Blacks Purported to Embrace Far-Right Agenda

Bishop Harry R. Jackson, Jr. thinks that America is “at a crossroads in terms of thought and political ideology.”

This is the moment in which the conservative movement can win many converts from the black community. In order to accomplish this, conservatives must understand the real concerns of the average African American.

According to Jackson, who launched his “Black Contract with America on Moral Values” last year, the “real concerns of the average African American” are topped with banning same-sex marriage and rejecting “tax-and-spend policies directed at the poor.”

Since joining forces with the far Right – including membership in the influential Arlington Group – Jackson has been a frequent spokesman for right-wing causes.

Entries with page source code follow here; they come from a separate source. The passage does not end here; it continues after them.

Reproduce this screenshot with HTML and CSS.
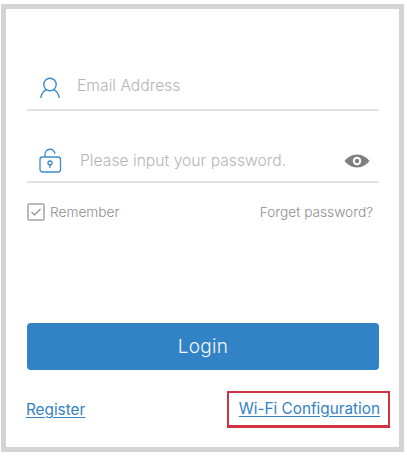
FILE: index.html
```html
<!DOCTYPE html>
<html lang="en">
<head>
<meta charset="utf-8">
<title>Login</title>
<link rel="stylesheet" href="styles.css">
</head>
<body>
<main class="frame">
  <div class="field field-email">
    <svg class="icon-user" width="22" height="22" viewBox="0 0 22 22" fill="none" stroke="#3a8ad0" stroke-width="1.4"><circle cx="11" cy="7.5" r="6.2"/><path d="M1.8 21c.3-4.600 3.600-7.800 5.600-8.200M20.200 21c-.3-4.600-3.600-7.800-5.600-8.200"/></svg>
    <span class="placeholder">Email Address</span>
  </div>
  <div class="field field-pass">
    <svg class="icon-lock" width="23" height="25" viewBox="0 0 23 25" fill="none" stroke="#3a8ad0" stroke-width="1.3"><path d="M6 9V6.500a5 5 0 0 1 10-.5"/><rect x="1" y="9" width="20.500" height="15" rx="2.500"/><circle cx="11" cy="15" r="2"/><path d="M11 17v3"/></svg>
    <span class="placeholder pass-text">Please input your password.</span>
    <svg class="icon-eye" width="26" height="16" viewBox="0 0 26 16"><path fill="#808080" d="M13 1.500c5.500 0 9.800 3 12.500 6.500-2.700 3.500-7 6.500-12.500 6.500S3.200 11.500.5 8C3.200 4.500 7.500 1.500 13 1.500z"/><circle cx="13" cy="8" r="4.200" fill="#fff"/><circle cx="13" cy="8" r="2.200" fill="#808080"/></svg>
  </div>
  <div class="options">
    <span class="remember">
      <svg class="check" width="18" height="18" viewBox="0 0 18 18" fill="none"><rect x="1" y="1" width="16" height="16" rx="1.500" stroke="#a3a3a3" stroke-width="1.500"/><path d="M4.500 9l3 3 6-6" stroke="#8c8c8c" stroke-width="1.200"/></svg>
      <span>Remember</span>
    </span>
    <span class="forget">Forget password?</span>
  </div>
  <button class="login" type="button">Login</button>
  <div class="links">
    <a class="link link-register" href="#">Register</a>
    <span class="highlight"><a class="link" href="#">Wi-Fi Configuration</a></span>
  </div>
</main>
</body>
</html>
```
FILE: styles.css
```css
* { box-sizing: border-box; }
html, body { margin: 0; padding: 0; background: #fff; }
body { width: 407px; height: 457px; padding: 4px 3px 5px 1px; font-family: "Inter", "Liberation Sans", sans-serif; }
.frame {
  width: 403px;
  height: 448px;
  border: 5px solid #d4d4d4;
  padding: 0 21px;
  display: flex;
  flex-direction: column;
}
.field {
  border-bottom: 2px solid #e2e2e2;
  display: flex;
  align-items: center;
  margin-right: -1px;
}
.field-email { margin-top: 64px; height: 38px; padding-left: 12px; padding-bottom: 6px; }
.field-pass { margin-top: 34px; height: 38px; padding-left: 12px; padding-bottom: 5px; }
.placeholder { font-size: 15.7px; color: #b5b5b5; font-weight: 300; white-space: nowrap; }
.field-email .placeholder { margin-bottom: 5px; }
.icon-user { margin-right: 16px; }
.icon-lock { margin-right: 18px; }
.pass-text { flex: 1; }
.icon-eye { margin-right: 9px; }
.options {
  margin-top: 20px;
  display: flex;
  justify-content: space-between;
  align-items: center;
  padding-right: 5px;
  font-size: 13.7px;
  font-weight: 300;
  color: #8e8e8e;
}
.remember { display: flex; align-items: center; gap: 5px; }
.check { display: block; }
.login {
  margin-top: 102px;
  height: 47px;
  width: 352px;
  border: 0;
  border-radius: 4px;
  background: #3282c6;
  color: #f2f7fb;
  font: 300 19px "Inter", "Liberation Sans", sans-serif;
  letter-spacing: .3px;
}
.links {
  margin-top: 21px;
  display: flex;
  justify-content: space-between;
  align-items: center;
  font-size: 15.3px;
}
.link { color: #3282c6; text-decoration: underline; text-underline-offset: 2px; }
.link-register { margin-left: -1px; }
.highlight {
  border: 2px solid #cf3341;
  border-bottom-width: 3px;
  margin-right: -12px;
  padding: 6px 8px 6px 10px;
  line-height: 20px;
  height: 37px;
}
```
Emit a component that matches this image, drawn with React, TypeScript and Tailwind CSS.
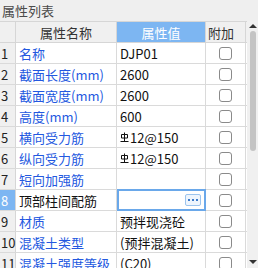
const rows = [
  { name: "名称", value: "DJP01" },
  { name: "截面长度(mm)", value: "2600" },
  { name: "截面宽度(mm)", value: "2600" },
  { name: "高度(mm)", value: "600" },
  { name: "横向受力筋", value: "12@150", bar: true },
  { name: "纵向受力筋", value: "12@150", bar: true },
  { name: "短向加强筋", value: "" },
  { name: "顶部柱间配筋", value: "", active: true },
  { name: "材质", value: "预拌现浇砼" },
  { name: "混凝土类型", value: "(预拌混凝土)" },
  { name: "混凝土强度等级", value: "(C20)" },
];

function RebarMark() {
  return (
    <svg width="9" height="11" viewBox="0 0 9 11" className="mr-[1px] shrink-0">
      <path d="M1.5 2.5 h6 v3.5 h-6 z" fill="none" stroke="#111" strokeWidth="1" />
      <path d="M4.5 0.5 v9" stroke="#111" strokeWidth="1" />
      <path d="M0.5 9.5 h8" stroke="#111" strokeWidth="1" />
    </svg>
  );
}

function Check() {
  return <div className="w-[13px] h-[13px] rounded-[3px] border border-[#8a8a8a] bg-white" />;
}

export default function App() {
  return (
    <div
      className="w-[258px] h-[268px] overflow-hidden bg-white flex flex-col text-[13px] leading-none"
      style={{ fontFamily: '"Noto Sans CJK SC", "Noto Sans", sans-serif' }}
    >
      {/* title */}
      <div className="h-[21px] shrink-0 bg-[#efefef] flex items-center pl-[2px] text-[#4a4a4a]">属性列表</div>

      <div className="flex flex-1 min-h-0">
        <div className="w-[247px] flex flex-col">
          {/* header */}
          <div className="flex h-[22px] shrink-0 bg-[#f0f0f0] border-t border-b border-[#d6d6d6]">
            <div className="w-[16px] border-r border-[#d6d6d6]" />
            <div className="w-[101px] border-r border-[#d6d6d6] flex items-center justify-center text-[#333]">属性名称</div>
            <div className="w-[89px] bg-[#7db6f2] border-r border-[#d6d6d6] flex items-center justify-center text-white">属性值</div>
            <div className="w-[40px] border-r border-[#d6d6d6] flex items-center pl-[2px] text-[#333]">附加</div>
          </div>

          {rows.map((r, i) => (
            <div key={i} className="flex h-[21px] shrink-0 border-b border-[#dadada]">
              <div
                className={
                  "w-[16px] border-r border-[#d6d6d6] flex items-center pl-[1px] " +
                  (r.active ? "bg-[#7db6f2] text-white" : "bg-[#f0f0f0] text-[#222]")
                }
              >
                {i + 1}
              </div>
              <div
                className={
                  "w-[101px] border-r border-[#dadada] flex items-center pl-[3px] whitespace-nowrap " +
                  (r.active ? "text-[#111]" : "text-[#2358e0]")
                }
              >
                {r.name}
              </div>
              {r.active ? (
                <div className="w-[89px] border-2 border-[#6aa8ea] flex items-center justify-end pr-[3px] -mt-[1px] h-[22px]">
                  <div className="w-[16px] h-[12px] rounded-[2px] border border-[#9cc4ee] bg-[#eef5fd] flex items-center justify-center gap-[2px]">
                    <div className="w-[2px] h-[2px] bg-[#3b79c9]" />
                    <div className="w-[2px] h-[2px] bg-[#3b79c9]" />
                    <div className="w-[2px] h-[2px] bg-[#3b79c9]" />
                  </div>
                </div>
              ) : (
                <div className="w-[89px] border-r border-[#dadada] flex items-center pl-[3px] text-[#111] whitespace-nowrap overflow-hidden">
                  {r.bar && <RebarMark />}
                  {r.value}
                </div>
              )}
              <div className="w-[40px] border-r border-[#dadada] flex items-center justify-center pr-[1px]">
                <Check />
              </div>
            </div>
          ))}
        </div>

        {/* scrollbar */}
        <div className="w-[11px] bg-[#f0f0f0] flex flex-col items-center">
          <div className="mt-[3px] w-0 h-0 border-l-[4px] border-r-[4px] border-b-[4px] border-l-transparent border-r-transparent border-b-[#333]" />
          <div className="mt-[3px] w-[6px] h-[120px] rounded-[3px] bg-[#c4c4c4]" />
          <div className="mt-auto mb-[4px] w-0 h-0 border-l-[4px] border-r-[4px] border-t-[4px] border-l-transparent border-r-transparent border-t-[#333]" />
        </div>
      </div>
    </div>
  );
}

He spoke at the “Justice Sunday: Stopping the Filibuster Against People of Faith” religious rally in support of Bush’s extreme judicial nominees, and told the television audience at “Justice Sunday II” that “You and I can bring the rule and reign of the Cross to America.” He’s scheduled to speak at the Family Research Council’s “Values Voter Summit” later this month.

Gays in particular seem to motivate Jackson’s political efforts. In an article in Charisma magazine, Jackson wrote that the “wisdom behind” the “gay agenda” is “clearly satanic,” and he called for an aggressive “counterattack.” He asserted to The New York Times that “Historically when societies have gone off kilter, there has been rampant same-sex marriage.”

Jackson writes that in 2004, he “decided to make a difference by calling on black Christians to vote for George Bush because his morality, governing approach, and conservative values most aligned with theirs.”

The large number of blacks who crossed the color line of the Democratic Party and voted for President Bush showed that dramatic changes were happening.

In fact, only 11 percent of African Americans voted for Bush in 2004, and one year afterwards the president’s approval rating among blacks dropped to 2 percent, suggesting that blacks have yet to embrace the “economic and social values” of the far Right.